Metagenomics with Compressive Sensing

This is an article in our series on Faculty Researchers. This series of articles will highlight mathematics faculty research contributions within the various curricular areas in the mathematics department.

You may have heard buzz words like big data, artificial intelligence, and machine learning used a lot recently. Have you ever wondered how scientists, researchers, and companies actually use big data or machine learning in order to understand their area of interest? In fact, mathematics and mathematical algorithms underlie many, if not all, of the computational approaches that are used to understand so-called big data. Assistant Professor David Koslicki is among those researchers developing the techniques necessary to understand the world around us through the use of data. In particular, Koslicki develops computational techniques used by biologists to help them better understand sequencing data: DNA, proteins, genes, genomes, and the like.

One project, recently funded by the National Science Foundation (NSF), has the goal of determining what bacteria and microbes are present in an environmental sample by looking at the genomes of the microbes. It turns out, most microbes can’t be cultured: we don’t know the exact conditions required to grow enough of them so we could look at them in a microscope. Instead, we can extract DNA from the microbes and use this to figure out which microbes are present and what they are doing. This sequencing of DNA results in gigabytes to terabytes of information. So how is a biologist supposed to understand such a large set of data? Koslicki uses an approach based on ideas from a mathematical field called compressed sensing. In particular, Koslicki defines a model, based on linear algebra, such that the question “what microbes are present” is reduced to solving a particular system of equations. Of course, such an approach is only useful if the results can be returned in a timely fashion. This is especially important in the medical field: if you’re sick with a bacterial infection, the doctor wants to know as quickly as possible what bacteria are causing the infection.
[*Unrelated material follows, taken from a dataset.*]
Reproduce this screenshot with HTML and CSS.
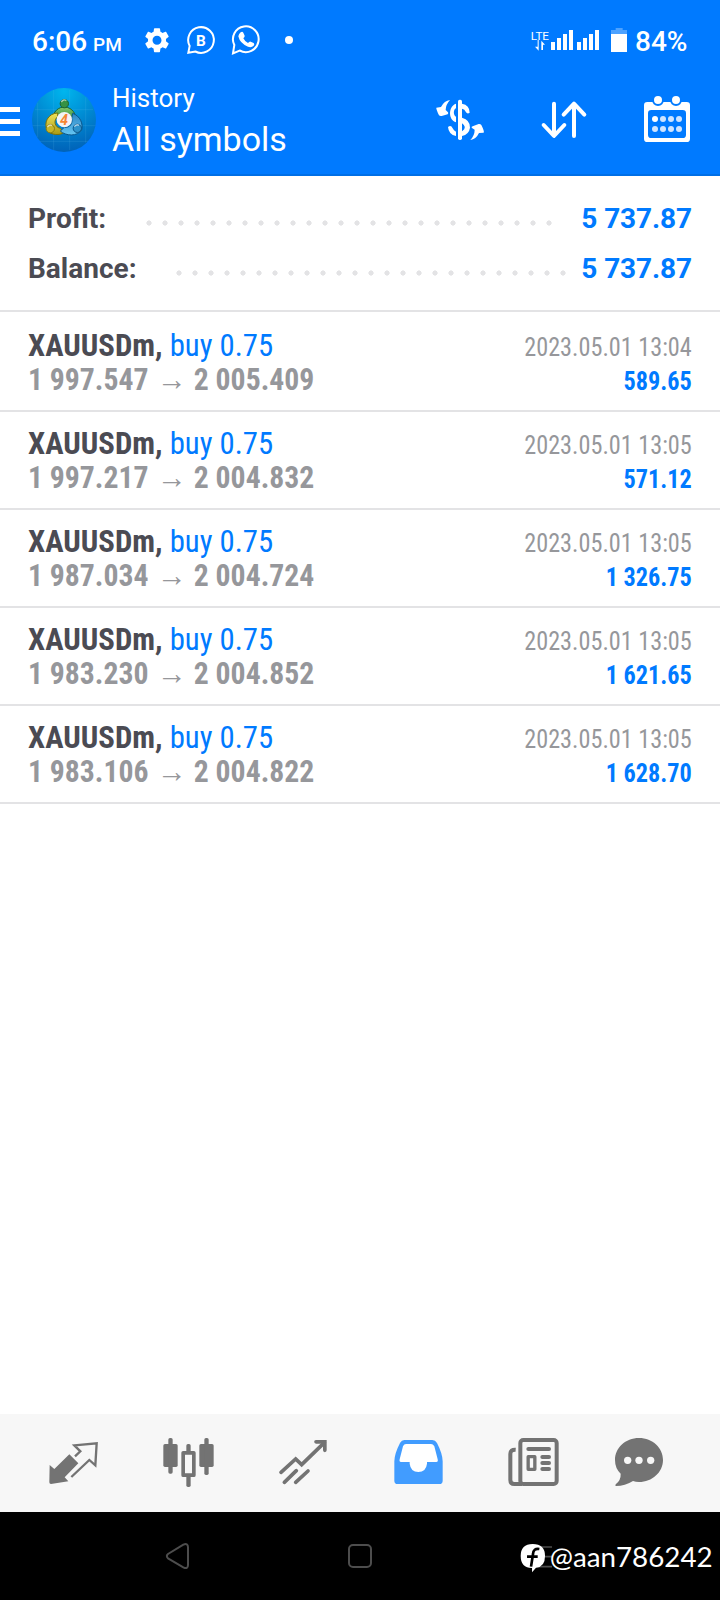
FILE: index.html
```html
<!DOCTYPE html>
<html lang="en">
<head>
<meta charset="utf-8">
<title>History</title>
<link rel="stylesheet" href="styles.css">
</head>
<body>
<div class="screen">
  <header class="top">
    <div class="status">
      <div class="clock">6:06 <span class="ampm">PM</span></div>
      <svg class="notifs" viewBox="426 60 474 120" fill="none" stroke="#fff" stroke-width="6">
        <path transform="translate(426 75.500) scale(3.75)" fill="#fff" stroke="none" d="M19.140 12.940c.040-.300.060-.610.060-.940 0-.320-.020-.640-.070-.940l2.030-1.580c.180-.140.230-.410.120-.610l-1.920-3.320c-.120-.220-.370-.290-.590-.220l-2.390.960c-.500-.380-1.030-.700-1.620-.940l-.360-2.540c-.040-.240-.240-.410-.480-.410h-3.840c-.240 0-.430.170-.470.410l-.360 2.540c-.590.240-1.130.570-1.620.940l-2.390-.960c-.220-.080-.470 0-.590.220L2.740 8.870c-.120.210-.080.470.120.610l2.030 1.580c-.050.300-.090.630-.090.940s.020.640.070.940l-2.030 1.580c-.180.140-.230.410-.120.610l1.920 3.320c.120.220.370.290.590.220l2.390-.960c.500.380 1.030.700 1.620.940l.360 2.540c.050.240.240.410.480.410h3.840c.240 0 .440-.170.470-.410l.360-2.540c.590-.240 1.130-.560 1.620-.940l2.390.960c.220.080.470 0 .590-.220l1.920-3.320c.120-.220.070-.470-.120-.610l-2.010-1.580zM12 15.600c-1.980 0-3.600-1.620-3.600-3.600s1.620-3.600 3.600-3.600 3.600 1.620 3.600 3.600-1.620 3.600-3.600 3.600z"/>
        <path d="M586 154.500 A38.500 38.500 0 1 0 569 138 L565 158Z"/>
        <text x="603" y="137" class="biz">B</text>
        <path d="M719 151.500 A38.500 38.500 0 1 0 703 135 L699 160Z"/>
        <path fill="#fff" stroke="none" d="M722 97 q5-4 8 1 l4 9 q1 3-4 8 q4 9 14 14 q5-6 8-4 l9 4 q4 3 0 8 q-7 7-17 3 q-24-9-29-31 q0-6 7-12z"/>
        <circle cx="867" cy="120" r="12" fill="#fff" stroke="none"/>
      </svg>
      <svg class="signal" viewBox="510 60 300 120" fill="#fff">
        <text x="512" y="120" class="lte" textLength="55" lengthAdjust="spacingAndGlyphs">LTE</text>
        <path d="M533 120v20h-8l11 12v-32zM544 150v-28l11 12h-6v16z"/>
        <path d="M573 126h12v24h-12zM591 114h12v36h-12zM609 102h12v48h-12zM627 90h12v60h-12zM651 126h12v24h-12zM669 114h12v36h-12zM687 102h12v48h-12zM705 90h12v60h-12z"/>
        <path opacity=".3" d="M767 84h21v6h13v12h-48V90h14z"/>
        <path d="M753 102h48v54h-48z"/>
      </svg>
      <div class="pct">84%</div>
    </div>
    <div class="bar">
      <div class="burger"><i></i><i></i><i></i></div>
      <svg class="logo" viewBox="96 54 192 192">
        <defs>
          <radialGradient id="sky" cx=".5" cy=".05" r=".95"><stop offset="0" stop-color="#00b6ee"/><stop offset=".5" stop-color="#008bd3"/><stop offset="1" stop-color="#0062b8"/></radialGradient>
          <linearGradient id="gr" x2="0" y2="1"><stop offset="0" stop-color="#86c96c"/><stop offset="1" stop-color="#237f35"/></linearGradient>
          <linearGradient id="ye" x2="0" y2="1"><stop offset="0" stop-color="#eee45c"/><stop offset="1" stop-color="#a99a12"/></linearGradient>
          <linearGradient id="bl" x2="0" y2="1"><stop offset="0" stop-color="#2b85c4"/><stop offset="1" stop-color="#65c6f3"/></linearGradient>
        </defs>
        <circle cx="192" cy="150" r="96" fill="url(#sky)"/>
        <path d="M161 60v180M209 60v180M257 82v136M113 98v104M105 119h174M98 167h188M120 214h144" stroke="#6fc6ee" stroke-opacity=".22" stroke-width="2"/>
        <g stroke-width="3">
          <path d="M159 147 A34 34 0 1 1 226 153 L211 143 A22 22 0 0 0 174 143Z" fill="url(#gr)" stroke="#1b6530"/>
          <path d="M173 129 C143 130 130 160 142 181 C153 197 181 196 191 188 L181 175 C163 171 160 151 173 140Z" fill="url(#ye)" stroke="#79700a"/>
          <path d="M218 130 C241 138 250 162 245 179 C233 201 196 198 181 183 L193 172 C210 174 219 160 215 145Z" fill="url(#bl)" stroke="#09558b"/>
          <circle cx="193" cy="101" r="12.500" fill="#369244" stroke="#1b6530"/>
          <circle cx="151" cy="176" r="12.500" fill="#c5b52a" stroke="#877c12"/>
          <circle cx="232" cy="175" r="12.500" fill="#2d92cb" stroke="#09558b"/>
        </g>
        <path d="M184 96q7-10 15-4M142 171q7-9 14-4M223 170q7-9 14-4" stroke="#fff" stroke-opacity=".6" stroke-width="4" fill="none"/>
        <circle cx="193" cy="149" r="23" fill="#f3f3f5"/>
        <text x="192" y="164" class="four">4</text>
      </svg>
      <div class="titles">
        <div class="sub">History</div>
        <div class="title">All symbols</div>
      </div>
      <svg class="tools" viewBox="210 270 810 180" fill="none" stroke="#fff">
        <g stroke="none" fill="#fff">
          <path d="M270 300 Q253 302 243 321 L229 323 Q228 327 237 346 Q240 349 245 348 L263 343 Q266 340 264 337 L257 330 Q257 314 270 300Z"/>
          <path d="M331 420 Q348 418 357 399 L371 398 Q374 395 364 375 Q361 371 356 372 L338 379 Q332 381 336 384 L344 389 Q344 406 331 420Z"/>
          <rect x="294" y="299" width="12" height="121" rx="5"/>
          <path d="M288 311 V325 C280 328 279 346 288 350 V367 C264 360 264 319 288 311Z"/>
          <path d="M306 311 Q329 315 329 338 Q321 344 316 334 Q315 328 306 326Z"/>
          <path d="M306 353 Q331 360 330 383 Q327 403 306 408 V394 Q324 383 306 370Z"/>
          <path d="M288 408 Q266 404 264 381 Q273 374 278 385 Q281 392 288 395Z"/>
        </g>
        <path d="M582 311V407M551 375L582 408L613 375M642 408V313M611 344L642 311L673 344" stroke-width="12" stroke-linecap="round" stroke-linejoin="round"/>
        <path stroke="none" fill="#fff" fill-rule="evenodd" d="M862 306H980Q990 306 990 316V416Q990 426 980 426H862Q852 426 852 416V316Q852 306 862 306ZM874 330Q864 330 864 340V404Q864 414 874 414H968Q978 414 978 404V340Q978 330 968 330Z"/>
        <g fill="#fff" stroke="#007aff" stroke-width="6"><circle cx="894" cy="300" r="15"/><circle cx="948" cy="300" r="15"/></g>
        <g stroke="none" fill="#cfe4ff"><circle cx="885" cy="357" r="9" fill="#fff"/><circle cx="909" cy="357" r="9"/><circle cx="933" cy="357" r="9"/><circle cx="957" cy="357" r="9"/><circle cx="885" cy="387" r="9"/><circle cx="909" cy="387" r="9"/><circle cx="933" cy="387" r="9"/><circle cx="957" cy="387" r="9"/></g>
      </svg>
    </div>
  </header>

  <section class="summary">
    <div class="line"><b class="lbl profit">Profit:</b><span class="dots d-profit"></span><b class="val">5 737.87</b></div>
    <div class="line"><b class="lbl balance">Balance:</b><span class="dots d-balance"></span><b class="val">5 737.87</b></div>
  </section>

  <main class="deals">
    <div class="deal"><div><div class="sym"><b>XAUUSDm,</b> <span>buy 0.75</span></div><div class="px">1 997.547 <i>→</i> 2 005.409</div></div><div class="right"><div class="date">2023.05.01 13:04</div><div class="gain">589.65</div></div></div>
    <div class="deal"><div><div class="sym"><b>XAUUSDm,</b> <span>buy 0.75</span></div><div class="px">1 997.217 <i>→</i> 2 004.832</div></div><div class="right"><div class="date">2023.05.01 13:05</div><div class="gain">571.12</div></div></div>
    <div class="deal"><div><div class="sym"><b>XAUUSDm,</b> <span>buy 0.75</span></div><div class="px">1 987.034 <i>→</i> 2 004.724</div></div><div class="right"><div class="date">2023.05.01 13:05</div><div class="gain">1 326.75</div></div></div>
    <div class="deal"><div><div class="sym"><b>XAUUSDm,</b> <span>buy 0.75</span></div><div class="px">1 983.230 <i>→</i> 2 004.852</div></div><div class="right"><div class="date">2023.05.01 13:05</div><div class="gain">1 621.65</div></div></div>
    <div class="deal"><div><div class="sym"><b>XAUUSDm,</b> <span>buy 0.75</span></div><div class="px">1 983.106 <i>→</i> 2 004.822</div></div><div class="right"><div class="date">2023.05.01 13:05</div><div class="gain">1 628.70</div></div></div>
  </main>

  <nav class="tabs">
    <svg viewBox="0 42 360 294"><path fill="#737373" d="M208 163 L235 190 L194 232 L205 244 L153 252 Q148 252 148 247 L149 195 L163 207Z"/><path fill="none" stroke="#737373" stroke-width="7" d="M225 169 L241 154 L223 136 L290 130 L286 196 L268 180 L214 231"/></svg>
    <svg viewBox="360 42 360 294" fill="#737373"><rect x="490" y="132" width="43" height="69" rx="5"/><rect x="505" y="114" width="13" height="107" rx="5"/><rect x="598" y="132" width="43" height="69" rx="5"/><rect x="613" y="114" width="13" height="111" rx="5"/><rect x="559" y="132" width="13" height="25" rx="5"/><rect x="559" y="225" width="13" height="36" rx="5"/><rect x="549.500" y="158.500" width="32" height="67" fill="#f7f7f7" stroke="#737373" stroke-width="11" stroke-linejoin="round"/></svg>
    <svg viewBox="720 42 360 294" fill="none" stroke="#737373" stroke-width="11" stroke-linecap="round"><path d="M843 217L887 177L905 194L973 128M853 247L889 212M887 247L924 213"/><path d="M948 125.500H974.500V151" stroke-linejoin="miter"/></svg>
    <svg viewBox="0 42 360 294" fill="#419cff"><path fill="#fff" d="M125 126H226L240 188L201 220H149L110 188Z"/><path fill-rule="evenodd" d="M133 120H217Q226 120 231 129Q248 162 248 184V242Q248 252 238 252H113Q103 252 103 242V184Q103 162 120 129Q125 120 133 120ZM138 132Q132 132 129 139L119 178Q117 186 123 186H149V191Q152 216 175 216Q198 216 201 191V186H229Q235 186 233 178L223 139Q219 132 213 132Z"/></svg>
    <svg viewBox="360 42 360 294" fill="none" stroke="#737373" stroke-width="12"><rect x="481" y="120" width="109" height="132" rx="9"/><path d="M467 149Q451 148 451 162V240Q451 252 463 252H487"/><path d="M505 147H567M547 171H567M547 189H567M547 207H567" stroke-linecap="round"/><rect x="504.500" y="170" width="20" height="38" stroke-width="10" stroke-linejoin="round"/></svg>
    <svg viewBox="720 42 360 294"><path fill="#737373" d="M837 114C878 114 909 144 909 180C909 217 876 246 837 246Q827 246 819 243Q795 258 768 258Q763 256 768 252Q783 240 782 221Q765 205 765 180C765 144 796 114 837 114Z"/><g fill="#f7f7f7"><circle cx="803" cy="181" r="11"/><circle cx="837" cy="181" r="11"/><circle cx="872" cy="181" r="11"/></g></svg>
  </nav>

  <footer class="sys">
    <svg viewBox="0 336 720 264" fill="none" stroke="#4d4d4d" stroke-width="6"><path stroke-linejoin="round" d="M504 462 L550 434 Q564 428 564 442 V495 Q564 509 550 502 L504 475 Q497 468 504 462Z"/></svg>
    <svg viewBox="720 336 720 264" fill="none" stroke="#4d4d4d" stroke-width="6"><rect x="1047" y="435" width="66" height="66" rx="12"/></svg>
    <svg viewBox="360 336 720 264" fill="none" stroke="#4d4d4d" stroke-width="5"><path d="M506 441H576M506 470H576M506 500H576"/></svg>
    <svg class="mark" viewBox="480 420 600 110">
      <path fill="#fff" d="M518 432Q555 432 555 468Q555 501 528 503L516 517V504Q482 504 482 468Q482 432 518 432Z"/>
      <path fill="none" stroke="#000" stroke-width="8" d="M538 447Q520 444 519 462L513 500M501 470H533"/>
      <text x="569" y="500" textLength="489" lengthAdjust="spacingAndGlyphs">@aan786242</text>
    </svg>
  </footer>
</div>
</body>
</html>
```
FILE: styles.css
```css
* { box-sizing: border-box; }
body { margin: 0; background: #fff; font-family: Roboto, "Liberation Sans", sans-serif; }
svg { display: block; flex: none; }
.screen { display: flex; flex-direction: column; width: 720px; height: 1600px; }

.top { height: 176px; background: #007aff; border-bottom: 2px solid #006fe6; color: #fff; }
.status { display: flex; height: 80px; padding: 20px 0 18px 32px; font-weight: 500; font-size: 28px; line-height: 43px; }
.clock { width: 110px; white-space: nowrap; }
.ampm { font-size: 19px; margin-left: -1px; }
.notifs { width: 158px; height: 40px; }
.signal { width: 100px; height: 40px; margin-left: 230px; }
.pct { margin-left: 5px; }
.biz { font: bold 46px Roboto, sans-serif; fill: #fff; stroke: none; text-anchor: middle; }
.lte { font: 35px Roboto, sans-serif; }

.bar { display: flex; height: 94px; }
.burger { display: flex; flex-direction: column; gap: 7px; width: 20px; padding-top: 27px; }
.burger i { height: 5px; background: #fff; }
.logo { width: 64px; height: 64px; margin: 8px 0 0 12px; }
.four { font: bold italic 43px Roboto, sans-serif; fill: #f58634; text-anchor: middle; }
.titles { width: 318px; padding-left: 16px; }
.sub { font-size: 26px; line-height: 36px; }
.title { font-size: 34px; line-height: 46px; }
.tools { width: 270px; height: 60px; margin: 10px 0 0 16px; }

.summary { height: 136px; padding: 17px 28px 0; border-bottom: 2px solid #e3e3e5; }
.line { display: flex; height: 50px; line-height: 51px; font-size: 28px; }
.lbl { color: #4b4b53; font-weight: 700; letter-spacing: 0; }
.profit { width: 112.5px; }
.balance { width: 142.5px; }
.dots { height: 16px; margin-top: 22px; background: radial-gradient(circle, #e3e3e5 2.300px, transparent 2.900px) 0 0 / 16px 16px; }
.d-profit { width: 416px; }
.d-balance { width: 400px; }
.val { margin-left: auto; color: #007aff; font-weight: 700; letter-spacing: -.1px; }

/* The deal rows use figures narrower than the condensed face provides. */
.deals { flex: 1; font-family: "Roboto Condensed", Roboto, sans-serif; }
.deal { display: flex; justify-content: space-between; height: 98px; padding: 14px 28px; border-bottom: 2px solid #e3e3e5; font-size: 32px; line-height: 34px; white-space: nowrap; }
.deal:first-child { height: 100px; padding-top: 16px; }
.sym { transform: scaleX(.96); transform-origin: 0 0; }
.sym b { color: #4b4b53; }
.sym span { color: #007aff; }
.px { color: #96979b; font-weight: 700; transform: scaleX(.928); transform-origin: 0 0; }
.px i { font-style: normal; font-weight: 400; margin: 0 .5px 0 1.5px; }
.right { padding-top: 2px; font-size: 26px; text-align: right; transform: scaleX(.932); transform-origin: 100% 0; }
.date { color: #96979b; }
.gain { color: #007aff; font-weight: 700; }

.tabs { display: flex; height: 98px; background: #f7f7f7; }
.tabs svg { width: 120px; height: 98px; }

.sys { position: relative; display: flex; height: 88px; background: #000; }
.sys svg { width: 240px; height: 88px; }
.sys .mark { position: absolute; left: 520px; top: 28px; width: 200px; height: 36.670px; }
.mark text { font: 82px Lato, sans-serif; fill: #fff; }
```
Hence, Koslicki has developed a set of algorithms that can quickly solve the relevant system of equations without using too many computational resources.

“I've enjoyed working on metagenomic problems, and computational biology in general, as this is a great area in which newly developed mathematics can make significant contributions to pressing real-world issues.”

This and related work of Koslicki has been featured in venues ranging from mathematical journals, to widely-read biology journals such as Nature, and even popular press and newspaper articles.